Local officials confirmed on Saturday that yet another attack in the eastern province of Mareb against the main crude export pipeline forced engineers to call for a complete shut-down of the oil flow and provision for a repair team to be dispatched on-site.
"The pipeline was attacked by tribesmen. The damage is quite big and oil flow as stopped," Reuters quoted an industry source as saying under cover of anonymity.
Preliminary reports established that armed tribesmen targeted Mareb pipeline as to extert pressure onto the government and ensure that their demands would be met promptly. Such techniques have often been used by various tribes across Yemen since 2011, when the central government further gradually lost control of its institutions. Such vacuum power essentially allowed tribal factions to erect mini-states within the state, thus disrupting Yemen’s efforts to reform and re-establish order throughout.

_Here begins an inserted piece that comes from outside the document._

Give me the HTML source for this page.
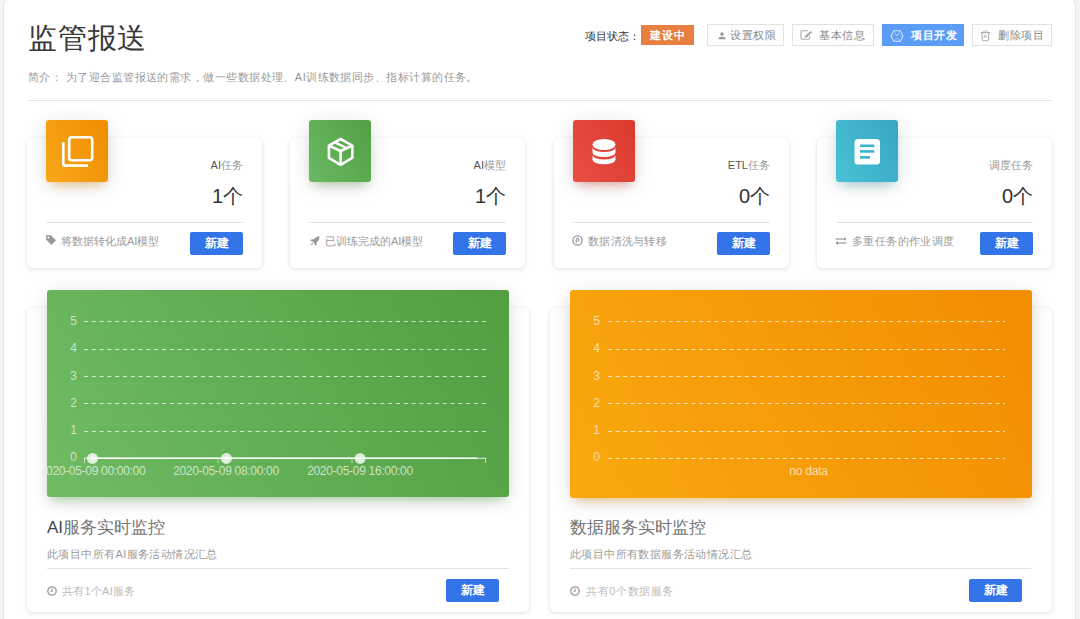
<!DOCTYPE html>
<html><head><meta charset="utf-8">
<style>
*{box-sizing:border-box;margin:0;padding:0}
html,body{width:1080px;height:619px;overflow:hidden;background:#f5f5f5;font-family:"Liberation Sans",sans-serif;color:#333}
.abs{position:absolute}
svg{display:block}
#outer{position:absolute;left:4px;top:-1px;width:1071px;height:640px;background:#fff;border-radius:6px;box-shadow:0 0 0 1px #e6e6e6,0 0 2px rgba(0,0,0,.06)}
.title{left:28px;top:19px;letter-spacing:0.8px;font-size:29px;line-height:38px;color:#383838;white-space:nowrap}
.intro{left:28px;top:69px;letter-spacing:0.45px;font-size:11px;line-height:16px;color:#999;white-space:nowrap}
.hr1{left:28px;top:100px;width:1024px;height:1px;background:#e5e5e5}
.status{left:585px;top:28px;font-size:11px;line-height:16px;color:#333;white-space:nowrap}
.badge{left:641px;top:25px;width:53px;height:20px;background:#e67f40;color:#fff;font-weight:bold;font-size:11px;letter-spacing:0.6px;text-indent:0.6px;line-height:21px;text-align:center}
.btn{top:24px;height:22px;border:1px solid #e2e2e2;background:#fff;color:#888;letter-spacing:0.6px;font-size:11px;line-height:20px;white-space:nowrap}
.btn.blue{background:#5b9cf6;border-color:#5b9cf6;color:#fff;font-weight:bold}
.btn svg{position:absolute}
.btn span{position:absolute;top:0}
.card{background:#fff;border-radius:5px;box-shadow:0 1px 4px rgba(0,0,0,.14)}
.icon{width:62px;height:62px;border-radius:3px}
.icon svg{position:absolute}
.lab{font-size:11px;line-height:14px;color:#999;text-align:right;white-space:nowrap}
.lab b{font-weight:normal;color:#555}
.num{font-size:20px;line-height:24px;color:#333;text-align:right;white-space:nowrap}
.hr{height:1px;background:#e3e3e3}
.foot{font-size:11px;line-height:14px;color:#999;white-space:nowrap}
.nb{width:53px;height:22.6px;background:#3375e8;border-radius:2px;color:#fff;font-weight:bold;font-size:12px;line-height:23px;text-align:center}
.chart{border-radius:3px;overflow:hidden}
.chart svg{position:absolute;left:0;top:0}
.ctitle{font-size:17px;line-height:22px;color:#747474;white-space:nowrap}
.ctitle b{font-weight:normal;color:#3c4858}
.csub{font-size:11px;line-height:14px;color:#9a9a9a;letter-spacing:0.4px;white-space:nowrap}
.fi{position:absolute}
</style></head><body>
<div id="outer"></div>
<div class="abs title">监管报送</div>
<div class="abs intro">简介： 为了迎合监管报送的需求，做一些数据处理、AI训练数据同步、指标计算的任务。</div>
<div class="abs hr1"></div>

<div class="abs status">项目状态：</div>
<div class="abs badge">建设中</div>
<div class="abs btn" style="left:707px;width:77px">
 <svg style="left:10px;top:7px" width="8" height="8" viewBox="0 0 8 8"><circle cx="4" cy="2.1" r="1.8" fill="#999"/><path d="M0.3 7.2 Q0.3 4.8 4 4.8 Q7.7 4.8 7.7 7.2Z" fill="#999"/></svg>
 <span style="left:22px">设置权限</span></div>
<div class="abs btn" style="left:792px;width:82px">
 <svg style="left:7px;top:4px" width="13" height="12" viewBox="0 0 13 12"><path d="M8 1.8H2.2Q1 1.8 1 3V9.1Q1 10.3 2.2 10.3H8.3Q9.5 10.3 9.5 9.1V7.2" fill="none" stroke="#aaa" stroke-width="1.1"/><path d="M4.6 9L5.1 7L10.6 2L12.1 3.5L6.6 8.5Z" fill="#a5a5a5"/></svg>
 <span style="left:26px">基本信息</span></div>
<div class="abs btn blue" style="left:882px;width:82px">
 <svg style="left:7px;top:5px" width="14" height="12" viewBox="0 0 14 12"><path d="M3.8 0.7H10.2L13.2 6L10.2 11.3H3.8L0.8 6Z" fill="none" stroke="#e8f0ff" stroke-width="0.9"/><path d="M3.8 0.7L7 6L10.2 0.7M0.8 6H4.2M13.2 6H9.8M3.8 11.3L5.5 8.6M10.2 11.3L8.5 8.6M5.5 8.6H8.5M4.5 3.6L7 6L9.5 3.6" fill="none" stroke="rgba(235,242,255,.55)" stroke-width="0.8"/></svg>
 <span style="left:28px">项目开发</span></div>
<div class="abs btn" style="left:972px;width:80px">
 <svg style="left:7px;top:5px" width="12" height="12" viewBox="0 0 12 12"><path d="M0.8 2.6H10.4" stroke="#aaa" stroke-width="1.1"/><path d="M3 2.4Q3.2 0.7 5.3 0.7Q7.4 0.7 7.6 2.4" fill="none" stroke="#b5b5b5" stroke-width="0.9"/><path d="M1.9 2.8L2.3 10Q2.4 10.8 3.2 10.8H7.6Q8.4 10.8 8.5 10L8.9 2.8" fill="none" stroke="#aaa" stroke-width="1"/><path d="M4.4 4.6V8M6.2 4.6V8" stroke="#aaa" stroke-width="0.8"/></svg>
 <span style="left:25px">删除项目</span></div>

<!-- stat cards -->
<div class="abs card" style="left:27px;top:138px;width:235px;height:130px"></div>
<div class="abs card" style="left:290px;top:138px;width:235px;height:130px"></div>
<div class="abs card" style="left:554px;top:138px;width:235px;height:130px"></div>
<div class="abs card" style="left:817px;top:138px;width:235px;height:130px"></div>

<div class="abs icon" style="left:46px;top:120px;background:linear-gradient(60deg,#f9a71a,#f08c00);box-shadow:0 4px 20px 0 rgba(0,0,0,.12),0 7px 10px -5px rgba(240,140,0,.4)">
 <svg style="left:14px;top:14px" width="34" height="34" viewBox="0 0 34 34"><rect x="9.2" y="3.3" width="23" height="23" rx="2.5" fill="none" stroke="#fff" stroke-width="2.6"/><path d="M3.3 8.3V30.5Q3.3 31.6 4.4 31.6H28" fill="none" stroke="#fff" stroke-width="2.6"/></svg></div>
<div class="abs icon" style="left:309px;top:120px;background:linear-gradient(60deg,#6ab963,#52a043);box-shadow:0 4px 20px 0 rgba(0,0,0,.12),0 7px 10px -5px rgba(82,160,67,.4)">
 <svg style="left:17px;top:16px" width="30" height="31" viewBox="0 0 30 31"><path d="M14.6 3L26.3 9.6V21.8L14.6 28.8L2.9 21.8V9.6Z" fill="none" stroke="#fff" stroke-width="2.6" stroke-linejoin="round"/><path d="M3.1 9.7L14.6 15L26.1 9.7M14.6 15V28.6" fill="none" stroke="#fff" stroke-width="2.6"/><path d="M8.8 6.3L20.5 12" stroke="#fff" stroke-width="2.5"/></svg></div>
<div class="abs icon" style="left:573px;top:120px;background:linear-gradient(60deg,#e84e45,#da3a2c);box-shadow:0 4px 20px 0 rgba(0,0,0,.12),0 7px 10px -5px rgba(218,58,44,.4)">
 <svg style="left:19px;top:19px" width="24" height="26" viewBox="0 0 24 26"><ellipse cx="12" cy="5.5" rx="11.5" ry="5.5" fill="#fff"/><path d="M0.5 8.6A11.5 4.5 0 0 0 23.5 8.6V13.5A11.5 4.5 0 0 1 0.5 13.5Z" fill="#fff"/><path d="M0.5 16A11.5 4.5 0 0 0 23.5 16V20.7A11.5 4.5 0 0 1 0.5 20.7Z" fill="#fff"/></svg></div>
<div class="abs icon" style="left:836px;top:120px;background:linear-gradient(60deg,#4ac1d5,#34a8c2);box-shadow:0 4px 20px 0 rgba(0,0,0,.12),0 7px 10px -5px rgba(52,168,194,.4)">
 <svg style="left:18px;top:18px" width="27" height="27" viewBox="0 0 27 27"><rect x="0.5" y="0.9" width="25.5" height="25.5" rx="3.5" fill="#fff"/><rect x="6" y="6.5" width="14.3" height="2.6" fill="#3cb3ca"/><rect x="6" y="12.1" width="14.3" height="2.6" fill="#3cb3ca"/><rect x="6" y="18.1" width="10" height="2.6" fill="#3cb3ca"/></svg></div>

<div class="abs lab" style="left:143px;top:158px;width:100px"><b>AI</b>任务</div>
<div class="abs lab" style="left:406px;top:158px;width:100px"><b>AI</b>模型</div>
<div class="abs lab" style="left:670px;top:158px;width:100px"><b>ETL</b>任务</div>
<div class="abs lab" style="left:933px;top:158px;width:100px">调度任务</div>

<div class="abs num" style="left:143px;top:184px;width:100px">1个</div>
<div class="abs num" style="left:406px;top:184px;width:100px">1个</div>
<div class="abs num" style="left:670px;top:184px;width:100px">0个</div>
<div class="abs num" style="left:933px;top:184px;width:100px">0个</div>

<div class="abs hr" style="left:46px;top:222px;width:197px"></div>
<div class="abs hr" style="left:309px;top:222px;width:197px"></div>
<div class="abs hr" style="left:573px;top:222px;width:197px"></div>
<div class="abs hr" style="left:836px;top:222px;width:197px"></div>

<svg class="fi" style="left:46px;top:235px" width="10" height="10" viewBox="0 0 10 10"><path d="M0.3 0.3H4.6L9.7 5.4L5.4 9.7L0.3 4.6Z" fill="#999" stroke="#999" stroke-width="0.6" stroke-linejoin="round"/><circle cx="2.5" cy="2.5" r="1" fill="#fff"/></svg>
<svg class="fi" style="left:310px;top:236px" width="10" height="10" viewBox="0 0 10 10"><path d="M9.7 0.3Q6 0.3 3.8 3.2L1.2 3.4L0.2 5.1L2.5 5.3L4.7 7.5L4.9 9.8L6.6 8.8L6.8 6.2Q9.7 4 9.7 0.3Z" fill="#999"/><path d="M2.3 6.6L0.4 9.6L3.4 7.7Z" fill="#999"/></svg>
<svg class="fi" style="left:572px;top:235px" width="11" height="11" viewBox="0 0 11 11"><circle cx="5.5" cy="5.5" r="4.6" fill="none" stroke="#999" stroke-width="1.3"/><path d="M4.3 8.2V4.6Q4.3 3.4 5.6 3.4Q6.9 3.4 6.9 4.8Q6.9 6.2 5.4 6.2" fill="none" stroke="#999" stroke-width="1.1"/></svg>
<svg class="fi" style="left:835px;top:237px" width="12" height="8" viewBox="0 0 12 8"><path d="M0.5 2H9.5" stroke="#999" stroke-width="1.2"/><path d="M9 0L11.5 2L9 4Z" fill="#999"/><path d="M2.5 6H11.5" stroke="#999" stroke-width="1.2"/><path d="M3 4L0.5 6L3 8Z" fill="#999"/></svg>

<div class="abs foot" style="left:61px;top:234px">将数据转化成AI模型</div>
<div class="abs foot" style="left:325px;top:234px">已训练完成的AI模型</div>
<div class="abs foot" style="left:588px;top:234px;letter-spacing:0.3px">数据清洗与转移</div>
<div class="abs foot" style="left:852px;top:234px;letter-spacing:0.4px">多重任务的作业调度</div>

<div class="abs nb" style="left:190px;top:232px">新建</div>
<div class="abs nb" style="left:453px;top:232px">新建</div>
<div class="abs nb" style="left:717px;top:232px">新建</div>
<div class="abs nb" style="left:980px;top:232px">新建</div>

<!-- chart cards -->
<div class="abs card" style="left:27px;top:308px;width:502px;height:304px"></div>
<div class="abs card" style="left:550px;top:308px;width:502px;height:304px"></div>

<div class="abs chart" style="left:47px;top:290px;width:462px;height:207px;background:linear-gradient(60deg,#70bb64,#519f41);box-shadow:0 4px 20px 0 rgba(0,0,0,.12),0 7px 10px -5px rgba(80,160,70,.4)">
<svg width="462" height="207" viewBox="0 0 462 207" font-family="Liberation Sans" font-size="12">
 <g fill="rgba(255,255,255,.66)" text-anchor="end">
  <text x="30" y="35">5</text><text x="30" y="62.3">4</text><text x="30" y="89.5">3</text><text x="30" y="116.8">2</text><text x="30" y="144">1</text><text x="30" y="171.3">0</text>
 </g>
 <g stroke="rgba(255,255,255,.72)" stroke-width="1" stroke-dasharray="4 3.8">
  <path d="M37 31.5H439M37 59.5H439M37 86.5H439M37 113.5H439M37 141.5H439"/>
 </g>
 <path d="M37 168.3H439" stroke="rgba(255,255,255,.85)" stroke-width="1" fill="none"/>
 <path d="M37.5 168V173M171 168V173M305 168V173M438.5 168V173" stroke="rgba(255,255,255,.6)" stroke-width="1" fill="none"/>
 <g fill="rgba(255,255,255,.78)"><circle cx="45.5" cy="168.4" r="5.5"/><circle cx="179.4" cy="168.4" r="5.5"/><circle cx="313.1" cy="168.4" r="5.5"/></g>
 <path d="M45.5 168.3H430" stroke="#fff" stroke-width="1.6"/>
 <path d="M45.5 165.5V171.5M179.4 165.5V171.5M313.1 165.5V171.5" stroke="rgba(255,255,255,.8)" stroke-width="0.8"/>
 <g fill="rgba(255,255,255,.68)" text-anchor="middle" font-size="12" letter-spacing="-0.3">
  <text x="45.5" y="184.5">2020-05-09 00:00:00</text><text x="179" y="184.5">2020-05-09 08:00:00</text><text x="313" y="184.5">2020-05-09 16:00:00</text>
 </g>
</svg></div>
<div class="abs chart" style="left:570px;top:290px;width:462px;height:208px;background:linear-gradient(60deg,#f9a90e,#f28d00);box-shadow:0 4px 20px 0 rgba(0,0,0,.12),0 7px 10px -5px rgba(240,140,0,.4)">
<svg width="462" height="208" viewBox="0 0 462 208" font-family="Liberation Sans" font-size="12">
 <g fill="rgba(255,255,255,.66)" text-anchor="end">
  <text x="30" y="35">5</text><text x="30" y="62.3">4</text><text x="30" y="89.5">3</text><text x="30" y="116.8">2</text><text x="30" y="144">1</text><text x="30" y="171.3">0</text>
 </g>
 <g stroke="rgba(255,255,255,.72)" stroke-width="1" stroke-dasharray="4 3.6">
  <path d="M38 31.5H435M38 59.5H435M38 86.5H435M38 113.5H435M38 141.5H435M38 168.5H435"/>
 </g>
 <text x="238.5" y="184.7" fill="rgba(255,255,255,.68)" text-anchor="middle" font-size="12" letter-spacing="-0.2">no data</text>
</svg></div>

<div class="abs ctitle" style="left:47px;top:517px"><b>AI</b>服务实时监控</div>
<div class="abs ctitle" style="left:570px;top:517px">数据服务实时监控</div>
<div class="abs csub" style="left:47px;top:547px">此项目中所有AI服务活动情况汇总</div>
<div class="abs csub" style="left:570px;top:547px">此项目中所有数据服务活动情况汇总</div>
<div class="abs hr" style="left:47px;top:568px;width:462px"></div>
<div class="abs hr" style="left:570px;top:568px;width:461px"></div>
<svg class="fi" style="left:47px;top:586px" width="10" height="10" viewBox="0 0 10 10"><circle cx="5" cy="5" r="4.2" fill="none" stroke="#999" stroke-width="1.3"/><path d="M5 2.5V5.5H3.5" fill="none" stroke="#999" stroke-width="1.1"/></svg>
<svg class="fi" style="left:570px;top:586px" width="10" height="10" viewBox="0 0 10 10"><circle cx="5" cy="5" r="4.2" fill="none" stroke="#999" stroke-width="1.3"/><path d="M5 2.5V5.5H3.5" fill="none" stroke="#999" stroke-width="1.1"/></svg>
<div class="abs foot" style="left:62px;top:584px;color:#bbb;letter-spacing:0.25px">共有1个AI服务</div>
<div class="abs foot" style="left:586px;top:584px;color:#bbb;letter-spacing:0.6px">共有0个数据服务</div>
<div class="abs nb" style="left:446px;top:579px">新建</div>
<div class="abs nb" style="left:969px;top:579px">新建</div>
</body></html>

Mareb main pipeline which carries 70,000 to 110,000 bpd of light crude per day is central of Yemen’s oil industry. Attacks such as the one which was carried out on Saturday have gravely disrupted the oil industry, forcing the oil ministry to order unscheduled repairs at a time when such funds should have been directed to shoring up the country’s ailing economy.
Officials in Sana’a have confirmed that the attackers have called for the release of imprisoned relatives.
Despite unprecedented international and regional support, Yemen, the most impoverished nation in the Arabian Peninsula has remained powerless to prevent its tribesmen from targeting strategic national interests, namely the oil industry, the nation’s main source of income.